Oh it's no big deal. Someone should see these films after all otherwise they tend to fall on the wayside. Film is after all an uttainable text as Raymond Bellour famously argued.

I've been re-visiting my New Wave favourites. This year marks the 50th anniversary of ''Le Beau Serge'' which is technically the first New Wave film and next year is of course the anniversaries of films by Truffaut, Chabrol and the others. So in the run-up for the eventual celebration or retrospectives for that groundbreaking movement I thought I should re-evaluate how I feel about that.

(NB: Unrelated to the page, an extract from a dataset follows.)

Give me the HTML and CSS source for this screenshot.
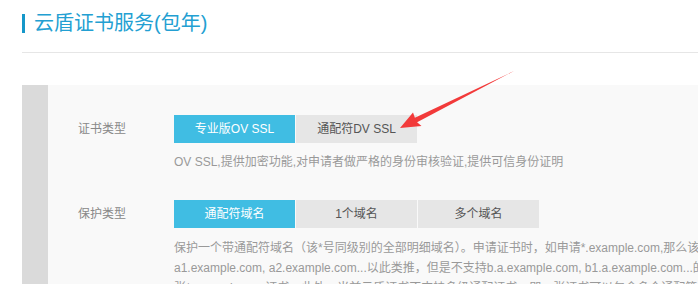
FILE: index.html
```html
<!DOCTYPE html>
<html lang="zh-CN">
<head>
<meta charset="utf-8">
<title>云盾证书服务(包年)</title>
<link rel="stylesheet" href="styles.css">
</head>
<body>
<div class="page">
  <div class="header">
    <span class="accent"></span>
    <h1 class="title">云盾证书服务(包年)</h1>
  </div>
  <div class="panel">
    <div class="strip"></div>
    <div class="form">
      <div class="row">
        <div class="label">证书类型</div>
        <div class="field">
          <div class="options">
            <span class="opt active">专业版OV SSL</span>
            <span class="opt">通配符DV SSL</span>
          </div>
          <p class="desc">OV SSL,提供加密功能,对申请者做严格的身份审核验证,提供可信身份证明</p>
        </div>
      </div>
      <div class="row">
        <div class="label">保护类型</div>
        <div class="field">
          <div class="options">
            <span class="opt active">通配符域名</span>
            <span class="opt">1个域名</span>
            <span class="opt">多个域名</span>
          </div>
          <p class="desc long">保护一个带通配符域名（该*号同级别的全部明细域名）。申请证书时，如申请*.example.com,那么该证书可以保护<br>a1.example.com, a2.example.com...以此类推，但是不支持b.a.example.com, b1.a.example.com...的保护<br>张*.example.com证书。此外，当前云盾证书不支持多级通配证书，即一张证书可以包含多个通配符域名</p>
        </div>
      </div>
    </div>
  </div>
  <svg class="arrow" width="698" height="284" viewBox="0 0 698 284" aria-hidden="true">
    <polygon points="514,71 417.1,122.2 421.5,126 400,128 413,112.5 414.9,117.8" fill="#f23a3a"/>
  </svg>
</div>
</body>
</html>
```

FILE: styles.css
```css
html, body {
  margin: 0;
  padding: 0;
  overflow: hidden;
  background: #ffffff;
}

body {
  font-family: "Liberation Sans", "Noto Sans CJK SC", sans-serif;
  width: 698px;
  height: 284px;
}

.page {
  position: relative;
  padding-left: 22px;
  height: 284px;
}

.header {
  display: flex;
  align-items: center;
  height: 53px;
  border-bottom: 1px solid #e6e6e6;
  box-sizing: border-box;
  padding-bottom: 6px;
}

.accent {
  width: 3px;
  height: 19px;
  background: #1597c9;
  margin-right: 9px;
}

.title {
  margin: 0;
  font-size: 20px;
  font-weight: normal;
  color: #239fd2;
  line-height: 24px;
}

.panel {
  display: flex;
  margin-top: 32px;
  background: #f9f9f9;
  height: 220px;
}

.strip {
  width: 26px;
  flex: none;
  background: #dadada;
}

.form {
  padding: 30px 0 0 30px;
  display: flex;
  flex-direction: column;
  gap: 28px;
}

.row {
  display: flex;
  align-items: flex-start;
}

.label {
  width: 96px;
  flex: none;
  height: 28px;
  line-height: 28px;
  font-size: 12px;
  color: #888888;
}

.field {
  display: flex;
  flex-direction: column;
}

.options {
  display: flex;
  gap: 1px;
}

.opt {
  width: 121px;
  height: 28px;
  line-height: 28px;
  text-align: center;
  font-size: 12px;
  background: #e6e6e6;
  color: #555555;
}

.opt.active {
  background: #40bde3;
  color: #ffffff;
}

.desc {
  margin: 9px 0 0;
  font-size: 12px;
  line-height: 20px;
  color: #999999;
  white-space: nowrap;
}

.desc.long {
  margin-top: 10px;
}

.arrow {
  position: absolute;
  left: 0;
  top: 0;
  pointer-events: none;
}
```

The British New Wave was very much more socially conscious, for better and for worse. The New Wave was more interested in the way cinema could be used to convey different aspects of experience or doing it cinematically. It wasn't about telling a story but simply to quote Godard, "putting everything in the cinema". That is about eliminating or blurring the line between form and content. Godard succeeded in ridding himself of it altogether.

British actors are great. Albert Finney is fantastic(though if I were you I'd avoid the bland ''Tom Jones'' his signature role). Another film that's closer to a British New Wave film(made ironically by an American) is ''Two for the Road'' and Finney is fantastic in that film, a very mature love story.

Interestingly the one British film made in that period closest to the New Wave in style is Michael Powell's ''Peeping Tom''. Powell is very much old-guard and his cast didn't include any 60's stars(although Karlheinz Bohm the lead went on to join the Fassbinder stock company). Jonathan Rosenbaum declared that his favourite British New Wave film for similar reasons.